§ **The problem**:
Look through the lines below and extract each one that contains "screenshot".

= = = =

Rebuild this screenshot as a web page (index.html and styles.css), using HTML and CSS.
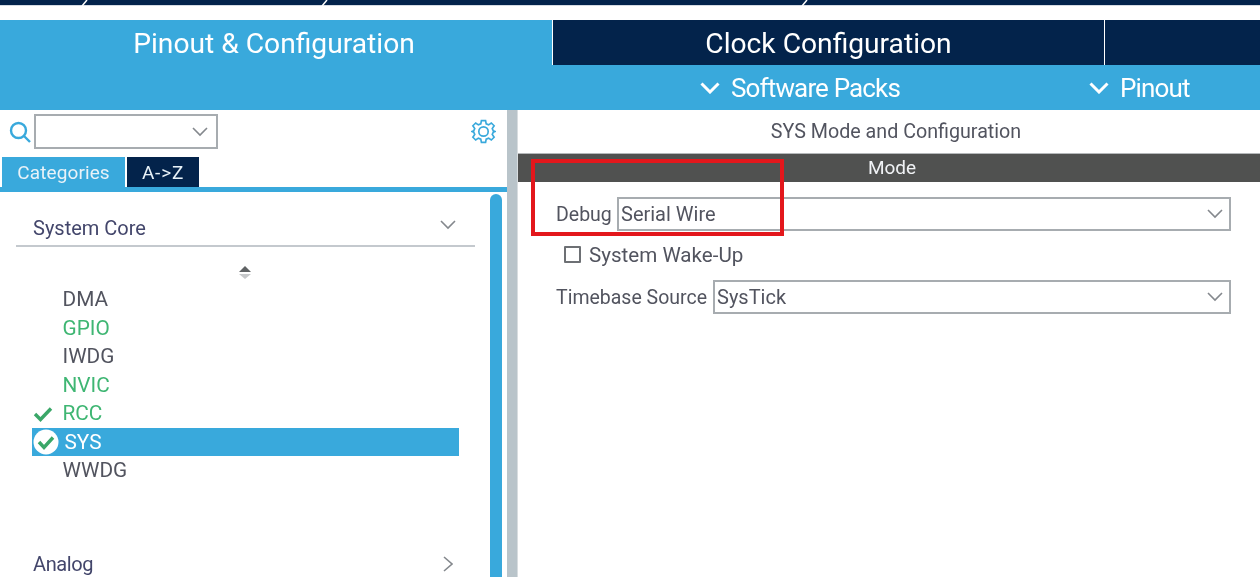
FILE: index.html
```html
<!DOCTYPE html>
<html lang="en">
<head>
    <meta charset="UTF-8">
    <title>SYS Mode and Configuration</title>
    <link rel="stylesheet" href="styles.css">
</head>
<body>
    <div class="crumbs">
        <div class="crumb crumb-a"><svg class="crumb-arrow" viewBox="0 0 10 6"><path d="M7 0 L2 6"/></svg></div>
        <div class="crumb crumb-b"><svg class="crumb-arrow" viewBox="0 0 10 6"><path d="M7 0 L2 6"/></svg></div>
        <div class="crumb crumb-c"><svg class="crumb-arrow" viewBox="0 0 10 6"><path d="M7 0 L2 6"/></svg></div>
    </div>

    <div class="tabs">
        <div class="tab tab-pinout">Pinout &amp; Configuration</div>
        <div class="tab tab-clock">Clock Configuration</div>
        <div class="tab tab-rest"></div>
    </div>

    <div class="toolbar">
        <div class="tool tool-packs">
            <svg class="tool-chevron" viewBox="0 0 20 12"><path d="M1.5 1.5 L10 10 L18.5 1.5"/></svg>
            Software Packs
        </div>
        <div class="tool tool-pinout">
            <svg class="tool-chevron" viewBox="0 0 20 12"><path d="M1.5 1.5 L10 10 L18.5 1.5"/></svg>
            Pinout
        </div>
    </div>

    <div class="main">
        <div class="side">
            <div class="search-row">
                <svg class="search-icon" viewBox="0 0 22 22"><circle cx="9.5" cy="9.5" r="7.5"/><path d="M15 15 L21 21"/></svg>
                <div class="search-box">
                    <svg class="chevron" viewBox="0 0 16 10"><path d="M1 1 L8 8 L15 1"/></svg>
                </div>
                <svg class="gear-icon" viewBox="0 0 24 24">
                    <path d="M10 1.5 H14 L14.6 4.6 L16.9 5.6 L19.5 3.8 L22.2 6.5 L20.4 9.1 L21.4 11.4 L23 12 L21.4 12.6 L20.4 14.9 L22.2 17.5 L19.5 20.2 L16.9 18.4 L14.6 19.4 L14 22.5 H10 L9.4 19.4 L7.1 18.4 L4.5 20.2 L1.8 17.5 L3.6 14.9 L2.6 12.6 L1 12 L2.6 11.4 L3.6 9.1 L1.8 6.5 L4.5 3.8 L7.1 5.6 L9.4 4.6 Z"/>
                    <circle cx="12" cy="12" r="4.5"/>
                </svg>
            </div>

            <div class="side-tabs">
                <div class="side-tab side-tab-on">Categories</div>
                <div class="side-tab side-tab-off">A-&gt;Z</div>
            </div>

            <div class="side-body">
                <div class="tree">
                    <div class="group-head">
                        <span>System Core</span>
                        <svg class="chevron" viewBox="0 0 16 10"><path d="M1 1 L8 8 L15 1"/></svg>
                    </div>
                    <div class="sorter">
                        <span class="sort-up"></span>
                        <span class="sort-down"></span>
                    </div>
                    <ul class="items">
                        <li class="item">DMA</li>
                        <li class="item item-green">GPIO</li>
                        <li class="item">IWDG</li>
                        <li class="item item-green">NVIC</li>
                        <li class="item item-green">
                            <svg class="tick" viewBox="0 0 20 16"><path d="M2 8 L7.5 13.5 L18 2.5"/></svg>
                            RCC
                        </li>
                        <li class="item item-selected">
                            <svg class="tick-round" viewBox="0 0 26 26"><circle cx="13" cy="13" r="12.5"/><path d="M6 13 L11 18.5 L20 8.5"/></svg>
                            SYS
                        </li>
                        <li class="item">WWDG</li>
                    </ul>
                    <div class="group-head group-closed">
                        <span>Analog</span>
                        <svg class="chevron-right" viewBox="0 0 10 16"><path d="M1 1 L9 8 L1 15"/></svg>
                    </div>
                </div>
                <div class="scrollbar"></div>
            </div>
        </div>

        <div class="splitter"></div>

        <div class="content">
            <div class="content-title">SYS Mode and Configuration</div>
            <div class="mode-bar">Mode</div>
            <div class="form">
                <div class="form-row">
                    <label class="form-label label-debug">Debug</label>
                    <div class="select">
                        <span>Serial Wire</span>
                        <svg class="chevron" viewBox="0 0 16 10"><path d="M1 1 L8 8 L15 1"/></svg>
                    </div>
                </div>
                <div class="check-row">
                    <span class="checkbox"></span>
                    <span>System Wake-Up</span>
                </div>
                <div class="form-row">
                    <label class="form-label label-timebase">Timebase Source</label>
                    <div class="select">
                        <span>SysTick</span>
                        <svg class="chevron" viewBox="0 0 16 10"><path d="M1 1 L8 8 L15 1"/></svg>
                    </div>
                </div>
            </div>
        </div>
    </div>

    <div class="callout"></div>
</body>
</html>
```

FILE: styles.css
```css
html, body {
    margin: 0;
    padding: 0;
    height: 100%;
    overflow: hidden;
    background-color: #fff;
    font-family: Roboto, "Liberation Sans", sans-serif;
    color: #52545f;
}
/* the source picture is a soft, upscaled capture */
body { filter: blur(0.4px); }
svg { display: block; fill: none; }

.crumbs {
    display: flex;
    height: 5px;
    margin-bottom: 15px;
    background-color: #03234b;
    border-bottom: 1px solid #d5dbe3;
    box-sizing: content-box;
}
.crumb { display: flex; justify-content: flex-end; }
.crumb-a { width: 90px; }
.crumb-b { width: 240px; }
.crumb-c { width: 480px; }
.crumb-arrow { width: 10px; height: 6px; stroke: #fff; stroke-width: 1.5; }

.tabs { display: flex; height: 45px; margin-top: -1px; }
.tab {
    display: flex;
    align-items: center;
    justify-content: center;
    box-sizing: border-box;
    font-size: 28.2px;
    color: #fff;
    padding-top: 1px;
}
.tab-pinout { width: 552px; background-color: #39a9dc; padding-right: 4px; }
.tab-clock { width: 553px; background-color: #03234b; border-left: 1px solid #fff; border-right: 1px solid #fff; }
.tab-rest { flex: 1; background-color: #03234b; }

.toolbar { display: flex; height: 45px; background-color: #39a9dc; }
.tool {
    display: flex;
    align-items: center;
    gap: 11px;
    font-size: 26px;
    letter-spacing: -0.85px;
    color: #fff;
}
.tool-packs { margin-left: 700px; width: 389px; }
.tool-chevron { width: 20px; height: 12px; stroke: #fff; stroke-width: 3; }

.main { display: flex; height: 467px; }

.side { width: 507px; display: flex; flex-direction: column; }
.search-row {
    display: flex;
    align-items: center;
    height: 47px;
    box-sizing: border-box;
    padding: 0 11px 4px 9px;
}
.search-icon { width: 22px; height: 22px; stroke: #39a9dc; stroke-width: 2.4; margin-right: 3px; }
.search-box {
    width: 184px;
    height: 35px;
    box-sizing: border-box;
    border: 2px solid #a7acb0;
    display: flex;
    align-items: center;
    justify-content: flex-end;
    padding-right: 8px;
}
.gear-icon { width: 25px; height: 25px; margin-left: auto; stroke: #39a9dc; stroke-width: 1.6; }

.chevron { width: 16px; height: 10px; stroke: #84888d; stroke-width: 1.6; }
.chevron-right { width: 10px; height: 16px; stroke: #84888d; stroke-width: 1.6; }

.side-tabs { display: flex; gap: 2px; padding-left: 2px; height: 30px; }
.side-tab {
    display: flex;
    align-items: center;
    justify-content: center;
    font-size: 19px;
    color: #e8f2f8;
}
.side-tab-on { width: 123px; background-color: #39a9dc; letter-spacing: 0.1px; }
.side-tab-off { width: 72px; background-color: #03234b; letter-spacing: 0.8px; }

.side-body {
    flex: 1;
    display: flex;
    border-top: 5px solid #39a9dc;
    padding-top: 2px;
    padding-right: 5px;
    overflow: hidden;
}
.tree { flex: 1; padding-left: 16px; padding-right: 15px; }
.scrollbar {
    width: 12px;
    height: 400px;
    background-color: #39a9dc;
    border-radius: 6px;
}

.group-head {
    display: flex;
    justify-content: space-between;
    align-items: center;
    height: 53px;
    box-sizing: border-box;
    padding: 16px 19px 0 17px;
    border-bottom: 2px solid #c4c9ce;
    font-size: 20px;
    color: #43466b;
}
.group-head .chevron { margin-bottom: 6px; }
.group-closed { border-bottom: none; height: 36px; padding-top: 0; padding-right: 22px; margin-top: 61px; letter-spacing: -0.4px; }

.sorter {
    display: flex;
    flex-direction: column;
    align-items: center;
    gap: 2px;
    width: 458px;
    padding-top: 19px;
    height: 19px;
}
.sort-up { border: 6px solid transparent; border-top: 0; border-bottom: 6px solid #5f6264; }
.sort-down { border: 6px solid transparent; border-bottom: 0; border-top: 5px solid #c6c8ca; }

.items { list-style: none; margin: 0; padding: 0 0 0 16px; width: 427px; }
.item {
    position: relative;
    display: flex;
    align-items: center;
    height: 28.5px;
    padding-left: 30.5px;
    font-size: 20.8px;
}
.item-green { color: #3fb673; }
.item-selected {
    background-color: #39a9dc;
    color: #fff;
    padding-left: 32.5px;
}
.tick {
    position: absolute;
    left: 1px;
    top: 7px;
    width: 20px;
    height: 16px;
    stroke: #3aa768;
    stroke-width: 3.4;
}
.tick-round {
    position: absolute;
    left: 1px;
    top: 1px;
    width: 26px;
    height: 26px;
}
.tick-round circle { fill: #fff; }
.tick-round path { stroke: #3aa768; stroke-width: 3.4; }

.splitter { width: 11px; background-color: #b9c4ca; border-right: 1px solid #d8dde0; box-sizing: border-box; }

.content { flex: 1; display: flex; flex-direction: column; }
.content-title {
    height: 43px;
    display: flex;
    align-items: center;
    justify-content: center;
    padding-left: 14px;
    font-size: 19.7px;
}
.mode-bar {
    height: 29px;
    background-color: #505150;
    border-top: 1px solid #b5b8ba;
    box-sizing: border-box;
    color: #f0f2f5;
    font-size: 19px;
    display: flex;
    align-items: center;
    justify-content: center;
    padding: 0 0 2px 6px;
}
.form { padding: 15px 29px 0 38px; display: flex; flex-direction: column; }
.form-row { display: flex; align-items: center; height: 34px; font-size: 19.5px; }
.form-label { white-space: nowrap; }
.label-debug { width: 61px; }
.label-timebase { width: 157px; }
.select {
    flex: 1;
    height: 34px;
    box-sizing: border-box;
    border: 2px solid #a7acb0;
    display: flex;
    align-items: center;
    justify-content: space-between;
    padding: 0 6px 0 2px;
    font-size: 20px;
}
.check-row {
    display: flex;
    align-items: center;
    gap: 8px;
    height: 47px;
    padding-left: 8px;
    padding-bottom: 2px;
    font-size: 20.6px;
}
.checkbox {
    width: 17px;
    height: 17px;
    box-sizing: border-box;
    border: 2px solid #6d7074;
    border-radius: 1px;
}

/* red annotation drawn over the screenshot */
.callout {
    position: absolute;
    left: 531px;
    top: 159px;
    width: 253px;
    height: 77px;
    box-sizing: border-box;
    border: 4px solid #e3171c;
}
```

= = = =

§ **Response below**:
Rebuild this screenshot as a web page (index.html and styles.css), using HTML and CSS.
/* red annotation drawn over the screenshot */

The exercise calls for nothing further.